The mini-movie she made with her teammates shows Alanah Cleare falling asleep while studying in the University of Mary Washington’s Hurley Convergence Center. In the AI-assisted dream sequence that follows, she awakens on Campus Walk surrounded by fantastical fruit – talking pineapples and combustible berries that swirl up to the sky and explode in a rainbow.
The ethereal composition was created by UMW junior Owen Wheeler and senior Chloe Adler, along with Cleare, who graduated from UMW in May but returned this summer to take part in a faculty-guided research opportunity. The group was led by Assistant Professor of Communication and Digital Studies J.D. Swerzenski.
Their two-minute Berry Blasters movie was part of a project called “Cameraman vs. Machine,” designed to assess the value of artificial intelligence for student filmmakers. It was one of four presentations delivered last month at Mary Washington’s Arts, Humanities and Social Sciences Summer Institute (AHSSSI) Symposium. The fourth annual event – which also explored AI’s potential in creative writing, the role of eye movements in memory, and the evolution of phonological features – was the culmination of five weeks of scholarly summertime work.
“When we’d run into issues, Dr. Fallon would remind us that we were undergraduate students doing graduate-level research,” senior Michael Boehmcke told symposium spectators who gathered inside Combs Hall to hear the groups’ trials and tribulations, along with their triumphs.
Boehmcke, a creative writing major who transferred to Mary Washington from Tidewater Community College, joined senior Bex Colley and junior Ainsley Graf for their project, “Atoms of Sound: An Encyclopedia of Phonological Features,” led by Associate Professor of Linguistics Paul Fallon.
“They’re getting close mentoring, plus research, writing and editing, and technical skills,” Fallon said of AHSSSI and his group, which catalogued the abstract components of speech sounds used by the world’s more than 7,000 languages. “I think this is why they came to Mary Washington. This is the type of experience they were looking for.”



A résumé- and career-building offering, AHSSSI is meant to provide a personal touch, with plenty of access to teammates and professors. The process, which also comes with a paycheck for participants, strengthens students’ skills in critical thinking, analytics, data literacy, website design, teamwork, public speaking and more.

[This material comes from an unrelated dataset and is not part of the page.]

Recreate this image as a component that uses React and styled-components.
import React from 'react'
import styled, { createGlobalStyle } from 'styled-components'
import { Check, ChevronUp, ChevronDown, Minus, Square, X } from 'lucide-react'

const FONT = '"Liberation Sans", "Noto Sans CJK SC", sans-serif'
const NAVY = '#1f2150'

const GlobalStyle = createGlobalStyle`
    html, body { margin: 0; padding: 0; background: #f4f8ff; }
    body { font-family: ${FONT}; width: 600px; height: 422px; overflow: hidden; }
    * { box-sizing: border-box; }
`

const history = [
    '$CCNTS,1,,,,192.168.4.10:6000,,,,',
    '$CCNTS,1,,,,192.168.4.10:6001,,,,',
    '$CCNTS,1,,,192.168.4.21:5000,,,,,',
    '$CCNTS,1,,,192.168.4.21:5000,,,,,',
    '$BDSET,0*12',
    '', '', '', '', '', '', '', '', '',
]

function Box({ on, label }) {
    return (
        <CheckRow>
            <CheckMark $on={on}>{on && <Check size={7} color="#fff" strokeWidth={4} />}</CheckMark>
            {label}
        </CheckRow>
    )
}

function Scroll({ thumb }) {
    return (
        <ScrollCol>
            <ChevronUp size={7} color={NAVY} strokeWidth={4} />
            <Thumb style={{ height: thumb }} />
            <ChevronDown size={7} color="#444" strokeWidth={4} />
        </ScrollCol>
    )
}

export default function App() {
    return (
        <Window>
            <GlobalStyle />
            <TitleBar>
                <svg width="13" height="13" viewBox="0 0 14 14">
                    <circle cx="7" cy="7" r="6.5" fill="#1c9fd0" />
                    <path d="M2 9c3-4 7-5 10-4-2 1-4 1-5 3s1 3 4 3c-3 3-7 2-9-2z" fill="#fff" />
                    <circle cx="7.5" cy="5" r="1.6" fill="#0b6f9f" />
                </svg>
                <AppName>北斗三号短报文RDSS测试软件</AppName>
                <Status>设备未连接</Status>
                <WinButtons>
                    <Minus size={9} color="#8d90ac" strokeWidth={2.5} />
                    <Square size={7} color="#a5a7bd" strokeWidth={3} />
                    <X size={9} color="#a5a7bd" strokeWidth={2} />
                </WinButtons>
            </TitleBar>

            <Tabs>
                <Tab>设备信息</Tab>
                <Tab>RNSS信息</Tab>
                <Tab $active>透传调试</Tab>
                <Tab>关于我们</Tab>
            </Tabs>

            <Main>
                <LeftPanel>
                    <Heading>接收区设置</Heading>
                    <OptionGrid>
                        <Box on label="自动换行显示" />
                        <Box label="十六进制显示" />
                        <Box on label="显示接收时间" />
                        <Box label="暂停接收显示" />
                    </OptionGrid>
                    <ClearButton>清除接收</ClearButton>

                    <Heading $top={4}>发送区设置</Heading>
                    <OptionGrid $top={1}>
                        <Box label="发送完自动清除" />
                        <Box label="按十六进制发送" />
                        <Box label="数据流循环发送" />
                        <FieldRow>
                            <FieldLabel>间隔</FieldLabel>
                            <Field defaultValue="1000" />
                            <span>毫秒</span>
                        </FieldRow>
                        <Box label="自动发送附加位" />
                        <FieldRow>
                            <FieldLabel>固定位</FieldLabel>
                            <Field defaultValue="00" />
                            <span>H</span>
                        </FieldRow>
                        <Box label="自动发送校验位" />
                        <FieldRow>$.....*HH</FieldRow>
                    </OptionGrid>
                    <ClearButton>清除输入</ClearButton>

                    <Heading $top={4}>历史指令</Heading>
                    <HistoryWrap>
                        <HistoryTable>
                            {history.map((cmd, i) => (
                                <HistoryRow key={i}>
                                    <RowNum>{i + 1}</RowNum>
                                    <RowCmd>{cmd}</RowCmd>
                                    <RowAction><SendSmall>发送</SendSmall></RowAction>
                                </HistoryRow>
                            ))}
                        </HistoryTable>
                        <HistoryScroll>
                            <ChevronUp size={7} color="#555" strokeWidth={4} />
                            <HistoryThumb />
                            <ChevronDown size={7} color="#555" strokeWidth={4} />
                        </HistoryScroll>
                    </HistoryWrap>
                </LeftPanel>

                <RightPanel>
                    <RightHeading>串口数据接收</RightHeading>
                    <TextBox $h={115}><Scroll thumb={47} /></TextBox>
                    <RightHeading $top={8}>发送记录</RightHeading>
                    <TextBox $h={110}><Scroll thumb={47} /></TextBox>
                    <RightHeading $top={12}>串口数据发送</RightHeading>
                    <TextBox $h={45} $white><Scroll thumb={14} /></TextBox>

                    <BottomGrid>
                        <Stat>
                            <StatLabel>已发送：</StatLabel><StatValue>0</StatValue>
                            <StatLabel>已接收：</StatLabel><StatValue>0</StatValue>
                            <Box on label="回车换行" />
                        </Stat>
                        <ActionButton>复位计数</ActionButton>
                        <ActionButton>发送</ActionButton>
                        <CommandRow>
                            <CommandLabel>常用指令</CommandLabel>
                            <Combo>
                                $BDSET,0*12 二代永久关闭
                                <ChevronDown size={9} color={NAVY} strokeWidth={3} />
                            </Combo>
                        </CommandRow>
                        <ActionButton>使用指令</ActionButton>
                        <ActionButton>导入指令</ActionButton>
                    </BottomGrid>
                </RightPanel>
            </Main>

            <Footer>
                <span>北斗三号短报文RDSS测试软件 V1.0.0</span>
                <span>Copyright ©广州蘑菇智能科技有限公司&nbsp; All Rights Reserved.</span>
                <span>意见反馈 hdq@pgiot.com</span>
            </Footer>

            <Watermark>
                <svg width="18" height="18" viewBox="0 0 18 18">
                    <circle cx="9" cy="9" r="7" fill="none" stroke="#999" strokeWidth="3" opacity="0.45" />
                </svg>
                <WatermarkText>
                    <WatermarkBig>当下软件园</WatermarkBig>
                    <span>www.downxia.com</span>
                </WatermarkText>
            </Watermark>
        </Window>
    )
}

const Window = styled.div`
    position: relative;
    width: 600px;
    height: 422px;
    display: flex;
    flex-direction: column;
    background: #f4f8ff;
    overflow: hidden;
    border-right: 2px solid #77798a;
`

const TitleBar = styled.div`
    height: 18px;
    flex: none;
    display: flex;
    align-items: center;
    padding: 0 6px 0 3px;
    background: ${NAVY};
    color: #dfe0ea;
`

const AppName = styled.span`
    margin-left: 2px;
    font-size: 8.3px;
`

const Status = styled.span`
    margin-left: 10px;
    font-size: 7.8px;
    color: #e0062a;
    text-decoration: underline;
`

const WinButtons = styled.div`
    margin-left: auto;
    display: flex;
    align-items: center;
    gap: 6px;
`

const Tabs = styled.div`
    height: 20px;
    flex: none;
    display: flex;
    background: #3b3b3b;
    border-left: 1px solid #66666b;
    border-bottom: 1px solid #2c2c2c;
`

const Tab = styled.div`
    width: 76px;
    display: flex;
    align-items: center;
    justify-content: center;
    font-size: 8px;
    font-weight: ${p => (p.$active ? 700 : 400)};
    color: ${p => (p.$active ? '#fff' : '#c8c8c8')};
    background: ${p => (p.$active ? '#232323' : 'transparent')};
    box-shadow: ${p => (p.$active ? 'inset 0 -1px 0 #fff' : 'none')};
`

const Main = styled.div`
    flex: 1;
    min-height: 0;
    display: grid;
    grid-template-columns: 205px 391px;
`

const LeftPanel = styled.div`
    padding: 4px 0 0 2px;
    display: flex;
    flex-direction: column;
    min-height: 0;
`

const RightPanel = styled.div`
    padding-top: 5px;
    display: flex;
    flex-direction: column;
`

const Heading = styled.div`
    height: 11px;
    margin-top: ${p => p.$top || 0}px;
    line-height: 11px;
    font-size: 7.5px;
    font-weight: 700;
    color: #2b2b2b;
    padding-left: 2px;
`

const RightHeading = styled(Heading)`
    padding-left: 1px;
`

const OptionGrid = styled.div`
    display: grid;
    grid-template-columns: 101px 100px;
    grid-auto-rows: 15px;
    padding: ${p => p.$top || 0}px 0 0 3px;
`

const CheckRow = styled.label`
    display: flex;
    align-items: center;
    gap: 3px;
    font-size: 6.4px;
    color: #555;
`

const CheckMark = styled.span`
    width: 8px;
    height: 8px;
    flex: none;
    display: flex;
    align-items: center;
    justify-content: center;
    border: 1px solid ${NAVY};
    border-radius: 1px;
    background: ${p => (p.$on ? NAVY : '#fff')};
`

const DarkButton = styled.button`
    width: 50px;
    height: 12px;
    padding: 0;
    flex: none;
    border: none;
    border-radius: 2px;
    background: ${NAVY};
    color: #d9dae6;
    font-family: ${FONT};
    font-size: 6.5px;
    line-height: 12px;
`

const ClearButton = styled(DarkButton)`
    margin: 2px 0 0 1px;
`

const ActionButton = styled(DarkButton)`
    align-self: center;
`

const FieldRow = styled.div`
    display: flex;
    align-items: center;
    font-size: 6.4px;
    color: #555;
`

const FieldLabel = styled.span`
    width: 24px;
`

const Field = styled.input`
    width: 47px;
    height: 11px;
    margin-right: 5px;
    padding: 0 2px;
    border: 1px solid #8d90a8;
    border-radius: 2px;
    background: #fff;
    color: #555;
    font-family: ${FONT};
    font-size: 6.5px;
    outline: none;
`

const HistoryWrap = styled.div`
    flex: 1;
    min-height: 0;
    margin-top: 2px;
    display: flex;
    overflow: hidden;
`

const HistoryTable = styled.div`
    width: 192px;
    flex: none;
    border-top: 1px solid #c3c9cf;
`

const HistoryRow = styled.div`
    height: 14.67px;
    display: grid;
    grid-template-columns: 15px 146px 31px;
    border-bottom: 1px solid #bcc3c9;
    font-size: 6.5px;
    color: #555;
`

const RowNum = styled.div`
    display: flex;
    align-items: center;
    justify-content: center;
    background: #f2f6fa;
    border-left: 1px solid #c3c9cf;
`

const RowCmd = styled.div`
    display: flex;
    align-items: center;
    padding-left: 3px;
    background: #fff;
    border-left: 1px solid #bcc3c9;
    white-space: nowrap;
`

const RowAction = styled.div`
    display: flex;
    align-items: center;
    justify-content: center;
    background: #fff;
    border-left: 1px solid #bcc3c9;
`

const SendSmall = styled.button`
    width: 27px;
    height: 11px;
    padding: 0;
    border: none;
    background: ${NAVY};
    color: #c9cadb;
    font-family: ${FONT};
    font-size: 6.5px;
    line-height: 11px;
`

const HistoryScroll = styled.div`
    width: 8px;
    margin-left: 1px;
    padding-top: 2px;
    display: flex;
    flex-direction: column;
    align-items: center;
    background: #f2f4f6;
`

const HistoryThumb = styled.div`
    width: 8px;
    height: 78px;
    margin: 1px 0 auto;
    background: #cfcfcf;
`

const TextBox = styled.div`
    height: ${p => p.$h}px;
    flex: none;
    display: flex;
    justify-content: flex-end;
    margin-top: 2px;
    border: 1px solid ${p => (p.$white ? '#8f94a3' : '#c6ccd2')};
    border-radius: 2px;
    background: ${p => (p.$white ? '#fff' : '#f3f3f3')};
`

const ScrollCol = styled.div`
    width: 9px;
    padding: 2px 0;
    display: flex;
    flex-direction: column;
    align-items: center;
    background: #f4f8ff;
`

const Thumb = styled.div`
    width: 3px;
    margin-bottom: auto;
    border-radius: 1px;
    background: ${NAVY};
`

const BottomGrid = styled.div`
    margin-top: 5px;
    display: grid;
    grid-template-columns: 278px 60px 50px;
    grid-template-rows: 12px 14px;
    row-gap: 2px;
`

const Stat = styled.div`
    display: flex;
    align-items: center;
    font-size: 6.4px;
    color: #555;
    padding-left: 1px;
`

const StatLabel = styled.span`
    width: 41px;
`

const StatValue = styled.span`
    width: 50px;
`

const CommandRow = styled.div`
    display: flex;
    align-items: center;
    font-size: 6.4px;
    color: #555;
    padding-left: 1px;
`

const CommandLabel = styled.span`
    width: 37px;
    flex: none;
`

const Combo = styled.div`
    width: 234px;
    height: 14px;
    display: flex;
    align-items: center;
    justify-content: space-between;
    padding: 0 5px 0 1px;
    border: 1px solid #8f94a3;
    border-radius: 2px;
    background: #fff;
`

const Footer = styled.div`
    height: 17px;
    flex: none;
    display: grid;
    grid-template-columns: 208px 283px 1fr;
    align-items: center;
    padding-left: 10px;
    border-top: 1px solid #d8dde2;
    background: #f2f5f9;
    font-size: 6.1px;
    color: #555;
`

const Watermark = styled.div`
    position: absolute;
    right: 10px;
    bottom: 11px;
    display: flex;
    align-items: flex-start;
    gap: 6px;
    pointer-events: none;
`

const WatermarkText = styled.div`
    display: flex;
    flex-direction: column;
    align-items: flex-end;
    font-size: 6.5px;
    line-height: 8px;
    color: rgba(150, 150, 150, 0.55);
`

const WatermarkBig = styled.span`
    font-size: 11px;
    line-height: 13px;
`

For senior English major Asunta Ross, getting involved in “Experiments in Generative AI, Literature and Machine Learning for Creative Writing,” with Associate Professor of Communication and Digital Studies Zach Whalen was an opportunity to try something new. Ross and her teammates, junior Kenzie Lotz and sophomore Cory Wagaman-Eure, paired AI-training frameworks like Unsloth and Ollama with classics like A Christmas Carol and Uncle Tom’s Cabin.
“We researched different ways AI can pick up on the stylistic choices of authors,” Ross said. “Working with AI is an entirely new concept for me, so I learned a lot.”

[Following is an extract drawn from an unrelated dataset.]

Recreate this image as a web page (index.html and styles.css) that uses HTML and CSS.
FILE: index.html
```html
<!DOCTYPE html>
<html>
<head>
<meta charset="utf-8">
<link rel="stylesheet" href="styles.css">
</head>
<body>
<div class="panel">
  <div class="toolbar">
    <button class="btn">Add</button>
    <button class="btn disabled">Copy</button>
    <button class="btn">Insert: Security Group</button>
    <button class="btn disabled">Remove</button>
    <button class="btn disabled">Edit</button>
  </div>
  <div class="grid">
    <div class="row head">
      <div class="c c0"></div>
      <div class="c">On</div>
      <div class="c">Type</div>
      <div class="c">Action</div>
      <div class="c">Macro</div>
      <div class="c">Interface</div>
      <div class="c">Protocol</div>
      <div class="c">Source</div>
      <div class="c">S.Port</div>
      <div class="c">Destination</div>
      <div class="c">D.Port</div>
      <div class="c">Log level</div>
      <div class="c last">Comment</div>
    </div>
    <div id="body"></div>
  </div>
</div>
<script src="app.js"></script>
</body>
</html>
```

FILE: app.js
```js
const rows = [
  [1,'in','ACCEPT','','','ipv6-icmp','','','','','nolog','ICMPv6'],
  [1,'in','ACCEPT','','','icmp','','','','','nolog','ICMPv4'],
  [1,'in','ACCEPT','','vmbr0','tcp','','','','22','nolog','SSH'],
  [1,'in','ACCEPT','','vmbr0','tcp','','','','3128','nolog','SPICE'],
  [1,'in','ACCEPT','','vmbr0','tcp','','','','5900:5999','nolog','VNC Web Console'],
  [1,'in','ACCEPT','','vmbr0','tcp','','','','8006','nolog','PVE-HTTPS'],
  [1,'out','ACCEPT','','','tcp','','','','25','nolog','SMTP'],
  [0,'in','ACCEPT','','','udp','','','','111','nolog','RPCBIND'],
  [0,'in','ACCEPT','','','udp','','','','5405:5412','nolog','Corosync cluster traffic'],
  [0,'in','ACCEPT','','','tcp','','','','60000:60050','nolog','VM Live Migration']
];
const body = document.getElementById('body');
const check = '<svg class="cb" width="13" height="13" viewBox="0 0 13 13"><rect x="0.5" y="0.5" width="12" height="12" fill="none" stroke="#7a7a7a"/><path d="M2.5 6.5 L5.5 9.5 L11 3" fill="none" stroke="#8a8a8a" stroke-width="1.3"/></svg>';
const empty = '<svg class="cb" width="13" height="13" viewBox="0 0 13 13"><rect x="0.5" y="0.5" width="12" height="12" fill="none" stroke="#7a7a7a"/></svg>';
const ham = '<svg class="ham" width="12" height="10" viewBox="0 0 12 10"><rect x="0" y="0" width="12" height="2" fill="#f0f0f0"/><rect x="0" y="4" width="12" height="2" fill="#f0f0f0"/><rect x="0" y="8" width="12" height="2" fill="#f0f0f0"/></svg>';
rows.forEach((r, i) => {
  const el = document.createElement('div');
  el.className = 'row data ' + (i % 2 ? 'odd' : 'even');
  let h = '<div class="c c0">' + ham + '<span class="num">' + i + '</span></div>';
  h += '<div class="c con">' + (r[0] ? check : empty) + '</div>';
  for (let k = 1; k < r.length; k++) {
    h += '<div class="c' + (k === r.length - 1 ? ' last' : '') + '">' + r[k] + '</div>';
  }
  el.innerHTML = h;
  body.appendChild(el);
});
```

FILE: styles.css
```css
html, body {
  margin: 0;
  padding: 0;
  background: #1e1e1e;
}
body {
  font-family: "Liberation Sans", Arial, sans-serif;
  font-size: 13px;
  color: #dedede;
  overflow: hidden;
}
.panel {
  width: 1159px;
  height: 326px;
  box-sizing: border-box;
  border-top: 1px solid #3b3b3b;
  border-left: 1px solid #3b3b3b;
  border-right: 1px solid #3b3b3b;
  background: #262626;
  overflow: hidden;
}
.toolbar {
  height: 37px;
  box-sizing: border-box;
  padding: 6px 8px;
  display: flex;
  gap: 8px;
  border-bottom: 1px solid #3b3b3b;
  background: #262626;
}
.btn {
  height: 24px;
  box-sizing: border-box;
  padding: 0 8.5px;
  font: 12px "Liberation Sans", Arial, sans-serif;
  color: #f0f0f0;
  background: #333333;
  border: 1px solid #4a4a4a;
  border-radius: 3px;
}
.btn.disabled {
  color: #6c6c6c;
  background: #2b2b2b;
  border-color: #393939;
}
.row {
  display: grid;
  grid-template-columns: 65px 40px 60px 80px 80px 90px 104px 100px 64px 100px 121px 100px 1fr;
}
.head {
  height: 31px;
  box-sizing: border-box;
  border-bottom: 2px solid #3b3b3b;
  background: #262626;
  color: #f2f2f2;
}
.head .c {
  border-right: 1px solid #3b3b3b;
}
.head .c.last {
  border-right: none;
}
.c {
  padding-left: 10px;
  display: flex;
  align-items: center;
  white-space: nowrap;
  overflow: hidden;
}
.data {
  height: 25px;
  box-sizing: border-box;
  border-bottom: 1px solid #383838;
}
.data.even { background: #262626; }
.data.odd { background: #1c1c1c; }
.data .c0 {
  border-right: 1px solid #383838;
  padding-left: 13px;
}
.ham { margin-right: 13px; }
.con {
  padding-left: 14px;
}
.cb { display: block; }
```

Senior Loren Osborne chose to delve deeper into cognitive psychology with “Warming Up: Eye Movements May Improve Recall in Consistently Handed People,” guided by Assistant Professor of Psychological Science Marcus Leppanen, who led this year’s AHSSSI.
Together with teammates and fellow psychology majors – seniors Avery Gallahue and Nyah Speicher, and junior Morgan Crabtree – she ran trials in Mercer Hall’s Eye Tracking Lab, using the psychology department’s Tobii Pro Fusion Eye Tracker. The group explored concepts like Saccade-Induced Retrieval Enhancement and used tools like the Edinburgh Handedness Inventory to study how rapid-eye-movement warmups might provide memory benefits for people who mostly use only their right or left hand.

“This program has allowed us to build our method and test it on a small scale, so we may now look forward to refining it further and gathering data from a larger sample,” Osborne said of the work the group plans to continue next year.
Meanwhile, the “Cameraman vs. Machine” team used models like Sora and Firefly to examine AI’s ability to translate speech, generate images and understand filmmaking terms like “close-up” and “tilt” … and to create productions like the colorful dream sequence starring Cleare.
“Can these AI tools work for us or do they take away from the creativity of filmmaking?” Swerzenski said. “That’s the spirit of AHSSSI. We get to really dig into these things.”